### Short problem
Word for word, transcribe the lines below and drop the pictures.

### Records with interface code
--------
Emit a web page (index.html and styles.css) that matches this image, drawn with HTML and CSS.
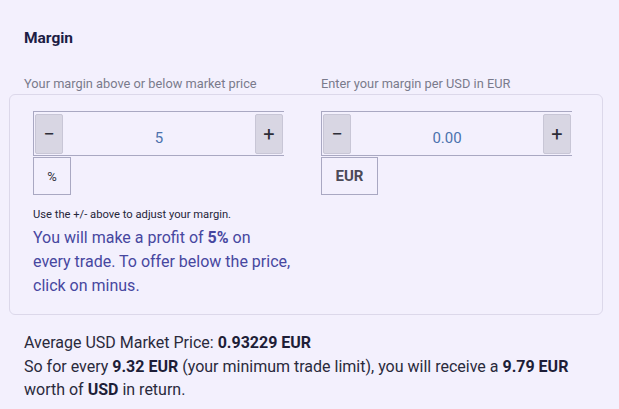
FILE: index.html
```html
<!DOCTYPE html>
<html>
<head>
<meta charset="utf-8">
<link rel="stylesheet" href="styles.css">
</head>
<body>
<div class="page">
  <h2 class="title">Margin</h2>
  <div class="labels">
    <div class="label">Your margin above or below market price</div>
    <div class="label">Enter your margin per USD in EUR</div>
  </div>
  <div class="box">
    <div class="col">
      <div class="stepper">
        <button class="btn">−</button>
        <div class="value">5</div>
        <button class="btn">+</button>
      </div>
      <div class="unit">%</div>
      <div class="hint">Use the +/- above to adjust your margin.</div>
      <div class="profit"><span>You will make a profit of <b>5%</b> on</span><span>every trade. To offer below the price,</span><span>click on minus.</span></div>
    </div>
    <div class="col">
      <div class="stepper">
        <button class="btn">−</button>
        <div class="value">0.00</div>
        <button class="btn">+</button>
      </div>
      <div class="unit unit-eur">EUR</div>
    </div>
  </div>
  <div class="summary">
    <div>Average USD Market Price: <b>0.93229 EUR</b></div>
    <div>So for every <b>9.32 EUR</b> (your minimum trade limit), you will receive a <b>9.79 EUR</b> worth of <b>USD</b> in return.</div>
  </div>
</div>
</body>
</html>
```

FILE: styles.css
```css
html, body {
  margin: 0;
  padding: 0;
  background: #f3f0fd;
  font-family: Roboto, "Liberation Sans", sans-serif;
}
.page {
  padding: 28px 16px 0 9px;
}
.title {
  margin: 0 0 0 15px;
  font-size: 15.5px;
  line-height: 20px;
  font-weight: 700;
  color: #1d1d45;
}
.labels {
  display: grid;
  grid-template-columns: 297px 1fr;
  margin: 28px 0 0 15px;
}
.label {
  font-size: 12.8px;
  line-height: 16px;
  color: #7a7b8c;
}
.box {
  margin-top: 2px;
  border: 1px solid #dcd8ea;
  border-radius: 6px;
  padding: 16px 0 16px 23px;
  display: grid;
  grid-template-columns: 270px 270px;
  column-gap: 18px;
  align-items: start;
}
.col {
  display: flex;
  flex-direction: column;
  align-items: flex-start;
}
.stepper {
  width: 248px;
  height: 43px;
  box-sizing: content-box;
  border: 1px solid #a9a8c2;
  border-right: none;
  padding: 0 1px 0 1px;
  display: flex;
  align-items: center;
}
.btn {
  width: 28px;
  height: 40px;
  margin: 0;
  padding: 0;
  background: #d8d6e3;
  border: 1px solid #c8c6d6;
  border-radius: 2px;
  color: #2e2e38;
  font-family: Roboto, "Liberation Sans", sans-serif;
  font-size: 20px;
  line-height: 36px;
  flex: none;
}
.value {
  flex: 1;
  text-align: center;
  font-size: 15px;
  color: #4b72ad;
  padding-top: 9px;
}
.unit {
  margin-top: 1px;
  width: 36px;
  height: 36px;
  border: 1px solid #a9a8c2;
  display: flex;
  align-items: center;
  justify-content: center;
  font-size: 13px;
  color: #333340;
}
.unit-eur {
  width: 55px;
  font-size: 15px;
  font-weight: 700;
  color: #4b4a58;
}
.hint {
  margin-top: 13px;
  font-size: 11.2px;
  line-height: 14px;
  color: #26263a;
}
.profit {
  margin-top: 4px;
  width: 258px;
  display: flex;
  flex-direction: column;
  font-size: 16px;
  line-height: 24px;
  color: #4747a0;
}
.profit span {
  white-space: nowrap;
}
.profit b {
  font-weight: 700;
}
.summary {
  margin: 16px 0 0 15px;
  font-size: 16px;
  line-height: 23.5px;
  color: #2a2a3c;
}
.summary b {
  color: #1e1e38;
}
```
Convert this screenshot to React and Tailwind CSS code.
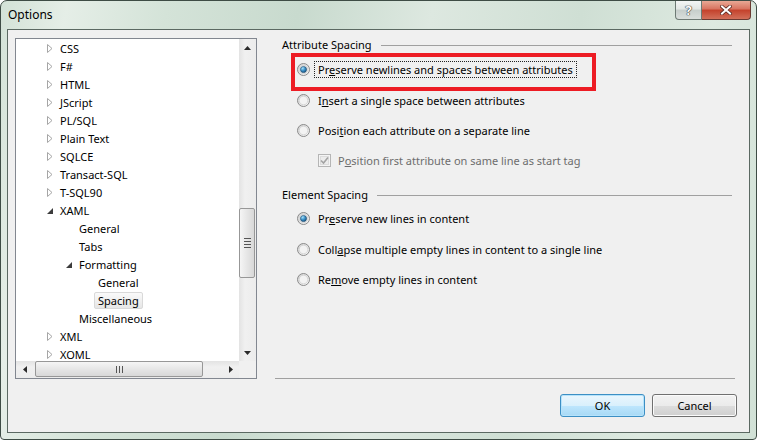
--------
### Solution to the problem
Emit a web page (index.html and styles.css) that matches this image, drawn with HTML and CSS.
FILE: index.html
```html
<!DOCTYPE html>
<html>
<head>
<meta charset="utf-8">
<link rel="stylesheet" href="styles.css">
</head>
<body>
<div class="page">
  <h2 class="title">Margin</h2>
  <div class="labels">
    <div class="label">Your margin above or below market price</div>
    <div class="label">Enter your margin per USD in EUR</div>
  </div>
  <div class="box">
    <div class="col">
      <div class="stepper">
        <button class="btn">−</button>
        <div class="value">5</div>
        <button class="btn">+</button>
      </div>
      <div class="unit">%</div>
      <div class="hint">Use the +/- above to adjust your margin.</div>
      <div class="profit"><span>You will make a profit of <b>5%</b> on</span><span>every trade. To offer below the price,</span><span>click on minus.</span></div>
    </div>
    <div class="col">
      <div class="stepper">
        <button class="btn">−</button>
        <div class="value">0.00</div>
        <button class="btn">+</button>
      </div>
      <div class="unit unit-eur">EUR</div>
    </div>
  </div>
  <div class="summary">
    <div>Average USD Market Price: <b>0.93229 EUR</b></div>
    <div>So for every <b>9.32 EUR</b> (your minimum trade limit), you will receive a <b>9.79 EUR</b> worth of <b>USD</b> in return.</div>
  </div>
</div>
</body>
</html>
```

FILE: styles.css
```css
html, body {
  margin: 0;
  padding: 0;
  background: #f3f0fd;
  font-family: Roboto, "Liberation Sans", sans-serif;
}
.page {
  padding: 28px 16px 0 9px;
}
.title {
  margin: 0 0 0 15px;
  font-size: 15.5px;
  line-height: 20px;
  font-weight: 700;
  color: #1d1d45;
}
.labels {
  display: grid;
  grid-template-columns: 297px 1fr;
  margin: 28px 0 0 15px;
}
.label {
  font-size: 12.8px;
  line-height: 16px;
  color: #7a7b8c;
}
.box {
  margin-top: 2px;
  border: 1px solid #dcd8ea;
  border-radius: 6px;
  padding: 16px 0 16px 23px;
  display: grid;
  grid-template-columns: 270px 270px;
  column-gap: 18px;
  align-items: start;
}
.col {
  display: flex;
  flex-direction: column;
  align-items: flex-start;
}
.stepper {
  width: 248px;
  height: 43px;
  box-sizing: content-box;
  border: 1px solid #a9a8c2;
  border-right: none;
  padding: 0 1px 0 1px;
  display: flex;
  align-items: center;
}
.btn {
  width: 28px;
  height: 40px;
  margin: 0;
  padding: 0;
  background: #d8d6e3;
  border: 1px solid #c8c6d6;
  border-radius: 2px;
  color: #2e2e38;
  font-family: Roboto, "Liberation Sans", sans-serif;
  font-size: 20px;
  line-height: 36px;
  flex: none;
}
.value {
  flex: 1;
  text-align: center;
  font-size: 15px;
  color: #4b72ad;
  padding-top: 9px;
}
.unit {
  margin-top: 1px;
  width: 36px;
  height: 36px;
  border: 1px solid #a9a8c2;
  display: flex;
  align-items: center;
  justify-content: center;
  font-size: 13px;
  color: #333340;
}
.unit-eur {
  width: 55px;
  font-size: 15px;
  font-weight: 700;
  color: #4b4a58;
}
.hint {
  margin-top: 13px;
  font-size: 11.2px;
  line-height: 14px;
  color: #26263a;
}
.profit {
  margin-top: 4px;
  width: 258px;
  display: flex;
  flex-direction: column;
  font-size: 16px;
  line-height: 24px;
  color: #4747a0;
}
.profit span {
  white-space: nowrap;
}
.profit b {
  font-weight: 700;
}
.summary {
  margin: 16px 0 0 15px;
  font-size: 16px;
  line-height: 23.5px;
  color: #2a2a3c;
}
.summary b {
  color: #1e1e38;
}
```
Convert this screenshot to React and Tailwind CSS code.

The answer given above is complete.